━━━━━ Dataset excerpt ━━━━━

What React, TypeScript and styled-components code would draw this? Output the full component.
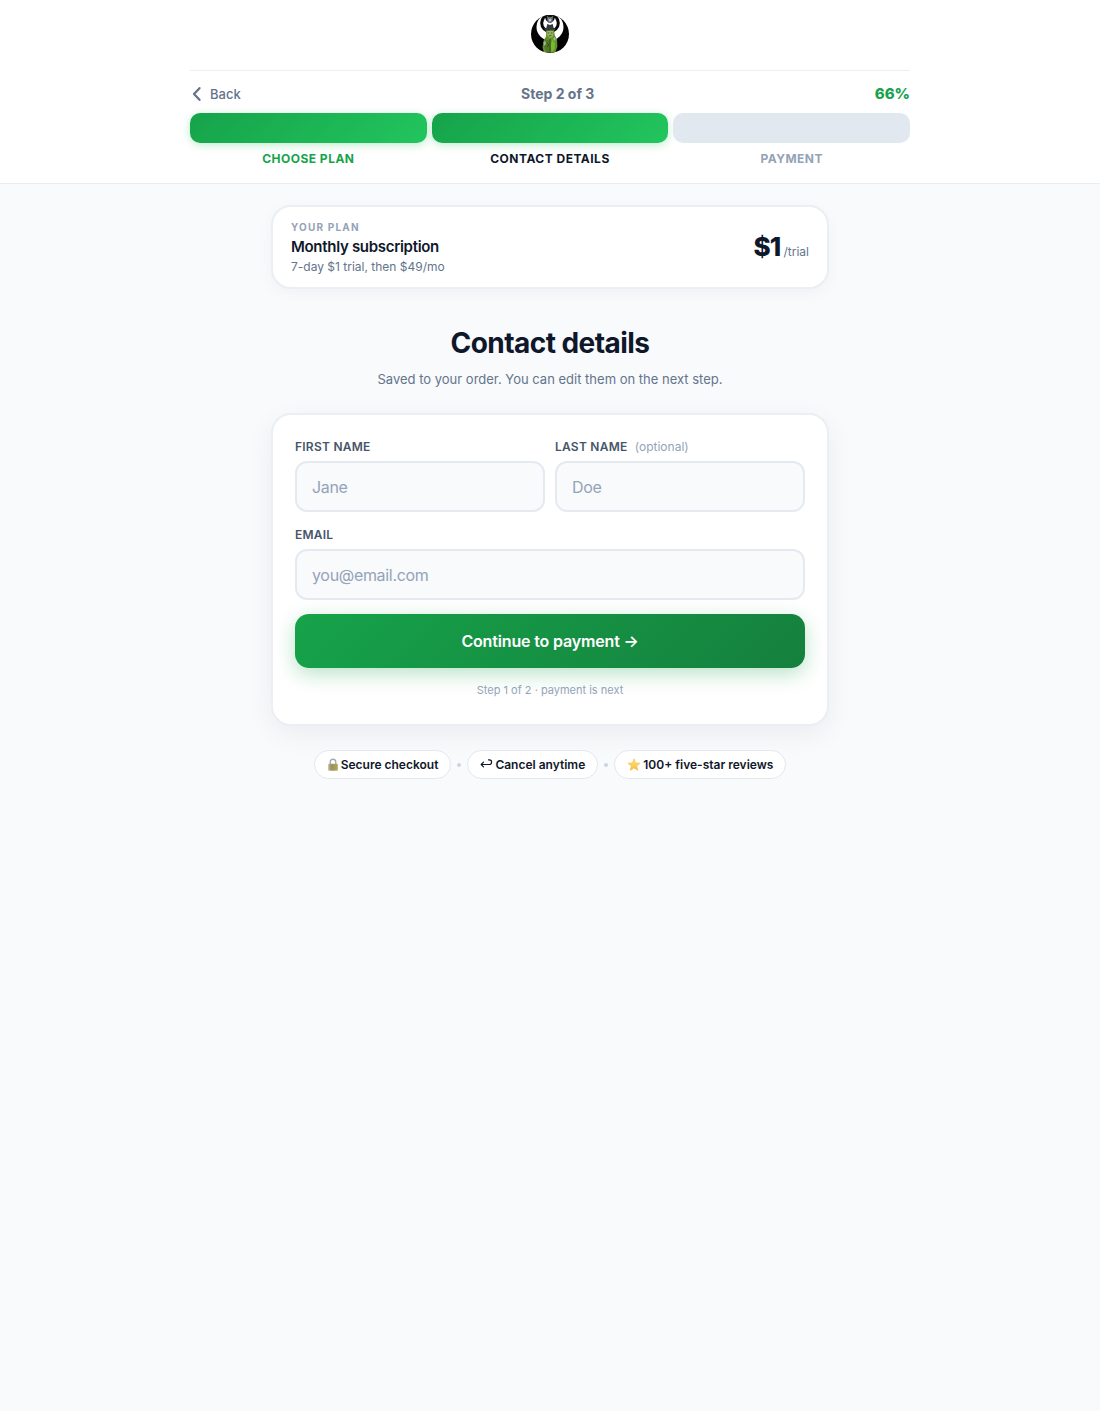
import React from "react";
import styled, { createGlobalStyle, css } from "styled-components";

const GlobalStyle = createGlobalStyle`
  *, *::before, *::after { box-sizing: border-box; }
  body {
    margin: 0;
    background: #f8fafc;
    color: #0f172a;
    font-family: Inter, "Liberation Sans", sans-serif;
    -webkit-font-smoothing: antialiased;
  }
  button, input { font-family: inherit; }
`;

const Header = styled.header`
  background: #fff;
  border-bottom: 1px solid #e8edf3;
  padding: 0 20px 16px;
`;

const HeaderInner = styled.div`
  max-width: 720px;
  margin: 0 auto;
`;

const Brand = styled.div`
  display: flex;
  justify-content: center;
  padding: 14px 0 16px;
  border-bottom: 1px solid #eceff3;

  svg { display: block; }
`;

const StepNav = styled.div`
  display: flex;
  align-items: center;
  justify-content: space-between;
  height: 42px;
  padding-top: 4px;
`;

const BackButton = styled.button`
  display: flex;
  align-items: center;
  gap: 6px;
  padding: 0;
  border: 0;
  background: none;
  color: #64748b;
  font-size: 13px;
  font-weight: 500;
  line-height: 20px;
  cursor: pointer;
`;

const StepCount = styled.span`
  color: #64748b;
  font-size: 14px;
  font-weight: 700;
  line-height: 20px;
`;

const Percent = styled.span`
  color: #16a34a;
  font-size: 15px;
  font-weight: 800;
  line-height: 20px;
`;

const Steps = styled.ol`
  display: grid;
  grid-template-columns: repeat(3, 1fr);
  gap: 5px;
  margin: 0;
  padding: 0;
  list-style: none;
`;

type StepState = "done" | "current" | "todo";

const labelColor = { done: "#16a34a", current: "#0f172a", todo: "#94a3b8" };

const Step = styled.li<{ $state: StepState }>`
  color: ${(p) => labelColor[p.$state]};
  font-size: 12px;
  font-weight: 700;
  line-height: 16px;
  letter-spacing: 0.04em;
  text-align: center;
  text-transform: uppercase;

  &::before {
    content: "";
    display: block;
    height: 30px;
    margin-bottom: 8px;
    border-radius: 10px;
    background: #e2e8f0;
    ${(p) =>
      p.$state !== "todo" &&
      css`
        background: linear-gradient(135deg, #16a34a, #22c55e);
        box-shadow: 0 2px 8px rgba(34, 197, 94, 0.3);
      `}
  }
`;

const Main = styled.main`
  max-width: 598px;
  margin: 0 auto;
  padding: 21px 20px 40px;
`;

const Card = styled.div`
  background: #fff;
  border: 2px solid #ebeef2;
  border-radius: 20px;
`;

const PlanCard = styled(Card)`
  display: flex;
  align-items: center;
  justify-content: space-between;
  padding: 12px 18px;
  box-shadow: 0 4px 16px rgba(15, 23, 42, 0.04);
`;

const PlanEyebrow = styled.div`
  color: #94a3b8;
  font-size: 10px;
  font-weight: 700;
  line-height: 16px;
  letter-spacing: 0.12em;
  text-transform: uppercase;
`;

const PlanName = styled.div`
  font-size: 15px;
  font-weight: 600;
  line-height: 24px;
  letter-spacing: -0.02em;
`;

const PlanTerms = styled.div`
  color: #64748b;
  font-size: 12px;
  font-weight: 400;
  line-height: 16px;
`;

const Price = styled.div`
  display: flex;
  align-items: baseline;
  gap: 3px;
  padding-top: 4px;
  color: #64748b;
  font-size: 12px;
  font-weight: 400;
  line-height: 32px;

  strong {
    color: #0f172a;
    font-size: 26px;
    font-weight: 800;
    letter-spacing: -0.03em;
  }
`;

const Title = styled.h1`
  margin: 34px 0 6px;
  font-size: 28px;
  font-weight: 700;
  line-height: 40px;
  letter-spacing: -0.02em;
  text-align: center;
`;

const Subtitle = styled.p`
  margin: 0 0 24px;
  color: #64748b;
  font-size: 13px;
  line-height: 20px;
  text-align: center;
`;

const FormCard = styled(Card).attrs({ as: "form" })`
  display: grid;
  grid-template-columns: 1fr 1fr;
  gap: 14px 10px;
  padding: 23px 22px 22px;
  box-shadow: 0 8px 28px rgba(15, 23, 42, 0.06);
`;

const Field = styled.div<{ $wide?: boolean }>`
  display: flex;
  flex-direction: column;
  gap: 5px;
  min-width: 0;
  ${(p) => p.$wide && css`grid-column: 1 / -1;`}
`;

const Label = styled.label`
  color: #475569;
  font-size: 12px;
  font-weight: 600;
  line-height: 18px;
  letter-spacing: 0.02em;

  small {
    margin-left: 4px;
    color: #94a3b8;
    font-size: 12px;
    font-weight: 400;
    letter-spacing: 0;
  }
`;

const Input = styled.input`
  width: 100%;
  height: 51px;
  padding: 0 15px;
  border: 2px solid #e5eaf1;
  border-radius: 12px;
  outline: none;
  background: #f8fafc;
  color: #0f172a;
  font-size: 16px;
  letter-spacing: -0.02em;

  &::placeholder { color: #94a3b8; opacity: 1; }
  &:focus { border-color: #16a34a; }
`;

const Submit = styled.button`
  grid-column: 1 / -1;
  height: 54px;
  border: 0;
  border-radius: 14px;
  background: linear-gradient(135deg, #16a34a, #15803d);
  box-shadow: 0 6px 20px rgba(22, 163, 74, 0.3);
  color: #fff;
  font-size: 16px;
  font-weight: 600;
  letter-spacing: -0.01em;
  cursor: pointer;
`;

const FormNote = styled.p`
  grid-column: 1 / -1;
  margin: 0 0 4px;
  color: #94a3b8;
  font-size: 11px;
  line-height: 16px;
  text-align: center;
`;

const TrustRow = styled.ul`
  display: flex;
  flex-wrap: wrap;
  align-items: center;
  justify-content: center;
  gap: 6px;
  margin: 24px 0 0;
  padding: 0;
  list-style: none;
`;

const TrustPill = styled.li`
  display: flex;
  align-items: center;
  gap: 2px;
  height: 29px;
  padding: 0 12px;
  border: 1px solid #e2e8f0;
  border-radius: 15px;
  background: #fff;
  font-size: 12px;
  font-weight: 600;
`;

const Dot = styled.li`
  width: 4px;
  height: 4px;
  border-radius: 50%;
  background: #cbd5e1;
`;

const Logo = () => (
  <svg width="40" height="40" viewBox="0 0 40 40" role="img" aria-label="Logo">
    <defs>
      <clipPath id="disc"><circle cx="20" cy="20" r="19" /></clipPath>
    </defs>
    <circle cx="20" cy="20" r="19" fill="#020202" />
    <g clipPath="url(#disc)">
      <circle cx="20" cy="13" r="13.500" fill="#fff" />
      <circle cx="20" cy="9" r="9.800" fill="#080808" />
      <circle cx="20" cy="9" r="6.800" fill="#fff" />
      <circle cx="20" cy="3.500" r="4.800" fill="#111" />
      <path d="M17 1.500 18.500 3h3L23 1.500l-.3 5-1.200 2.500h-3L17.300 6.500z" fill="#666c72" />
      <path d="m18.300 4.500 1.200.8 1.200-.8.8.8-.9 2.200h-1.500z" fill="#c4c8c9" />
      <path d="m16.300 14 1-4 2.700 1 2.700-1 1 4 2 .8-1 1.700H15.300l-1.300-1.700z" fill="#343942" />
      <path d="m16 16.500 8-.3.8 5.300 2.200 4 .4 7-2.100 6H14l-1.500-5 1.200-7 2.300-4z" fill="#648f2d" />
      <path d="m17 17 5.800-.3.8 3.300-1.500 3.500h-3.500l-2-3z" fill="#9ab65d" />
      <path d="m15 25 3 1.500 3-.5-1 4 1 8h-4.500L14 33z" fill="#507825" />
      <path d="m22 25 3 4-.5 6-3 4-.7-7z" fill="#76bd2d" />
      <path d="m13.500 28 2-1 .5 3-2 2zM24 23l2 2-1 2-2-2z" fill="#a5b597" />
      <path d="M17.500 19h1.700m1.600 0h1.700M18.500 22l3-.5M20 25v12m-3-8 2 2-2 2" stroke="#27391a" strokeWidth=".7" fill="none" />
    </g>
  </svg>
);

const Chevron = () => (
  <svg width="14" height="16" viewBox="0 0 14 16" fill="none" stroke="currentColor" strokeWidth="2.300" strokeLinecap="round" strokeLinejoin="round" aria-hidden="true">
    <path d="M9.500 2.200 4 8l5.500 5.800" />
  </svg>
);

const LockIcon = () => (
  <svg width="12" height="14" viewBox="0 0 12 14" aria-hidden="true">
    <defs>
      <linearGradient id="lock-body" x1="0" x2="1">
        <stop offset="0" stopColor="#c2bd9b" />
        <stop offset=".35" stopColor="#9b9460" />
        <stop offset="1" stopColor="#bcae5e" />
      </linearGradient>
    </defs>
    <path d="M3.200 7V4.300C3.200 2.300 4.300 1.200 6 1.200s2.800 1.100 2.800 3.100V7" fill="none" stroke="#a3abb0" strokeWidth="1.400" />
    <rect x="1.200" y="5.800" width="9.600" height="7" rx=".8" fill="url(#lock-body)" />
    <path d="M1.800 8h8.700M1.800 10h8.700" stroke="#8f8a55" strokeWidth=".4" />
  </svg>
);

const ReturnIcon = () => (
  <svg width="13" height="14" viewBox="0 0 13 14" fill="none" stroke="currentColor" strokeWidth="1.200" strokeLinecap="round" strokeLinejoin="round" aria-hidden="true">
    <path d="M8.500 1.800h.8c1.500 0 2.300.8 2.300 2.200s-.8 2.500-2.300 2.500H1.200M3.500 4.200 1.200 6.500l2.300 2.300" />
  </svg>
);

const StarIcon = () => (
  <svg width="14" height="14" viewBox="0 0 13 14" aria-hidden="true">
    <defs>
      <linearGradient id="star-fill" x1="0" y1="0" x2="0" y2="1">
        <stop offset="0" stopColor="#ffe680" />
        <stop offset="1" stopColor="#f6bd38" />
      </linearGradient>
    </defs>
    <path d="m6.500.8 1.700 4.100 4.400.3-3.400 2.900 1.100 4.300-3.800-2.300-3.800 2.300 1.100-4.300L.4 5.200l4.400-.3z" fill="url(#star-fill)" stroke="#eeb543" strokeWidth=".5" strokeLinejoin="round" />
  </svg>
);

const steps: { name: string; state: StepState }[] = [
  { name: "Choose plan", state: "done" },
  { name: "Contact details", state: "current" },
  { name: "Payment", state: "todo" },
];

export default function App() {
  return (
    <>
      <GlobalStyle />
      <Header>
        <HeaderInner>
          <Brand><Logo /></Brand>
          <StepNav>
            <BackButton type="button"><Chevron />Back</BackButton>
            <StepCount>Step 2 of 3</StepCount>
            <Percent>66%</Percent>
          </StepNav>
          <Steps>
            {steps.map((s) => (
              <Step key={s.name} $state={s.state} aria-current={s.state === "current" ? "step" : undefined}>
                {s.name}
              </Step>
            ))}
          </Steps>
        </HeaderInner>
      </Header>
      <Main>
        <PlanCard>
          <div>
            <PlanEyebrow>Your plan</PlanEyebrow>
            <PlanName>Monthly subscription</PlanName>
            <PlanTerms>7-day $1 trial, then $49/mo</PlanTerms>
          </div>
          <Price><strong>$1</strong>/trial</Price>
        </PlanCard>
        <Title>Contact details</Title>
        <Subtitle>Saved to your order. You can edit them on the next step.</Subtitle>
        <FormCard>
          <Field>
            <Label htmlFor="first-name">FIRST NAME</Label>
            <Input id="first-name" placeholder="Jane" autoComplete="given-name" />
          </Field>
          <Field>
            <Label htmlFor="last-name">LAST NAME <small>(optional)</small></Label>
            <Input id="last-name" placeholder="Doe" autoComplete="family-name" />
          </Field>
          <Field $wide>
            <Label htmlFor="email">EMAIL</Label>
            <Input id="email" type="email" placeholder="you@email.com" autoComplete="email" />
          </Field>
          <Submit type="button">Continue to payment →</Submit>
          <FormNote>Step 1 of 2 · payment is next</FormNote>
        </FormCard>
        <TrustRow>
          <TrustPill><LockIcon />Secure checkout</TrustPill>
          <Dot aria-hidden="true" />
          <TrustPill><ReturnIcon />Cancel anytime</TrustPill>
          <Dot aria-hidden="true" />
          <TrustPill><StarIcon />100+ five-star reviews</TrustPill>
        </TrustRow>
      </Main>
    </>
  );
}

━━━━━

- Task goal -
Gather each line of the listing that holds the string "React".

- Answer to the task -
What React, TypeScript and styled-components code would draw this? Output the full component.
import React from "react";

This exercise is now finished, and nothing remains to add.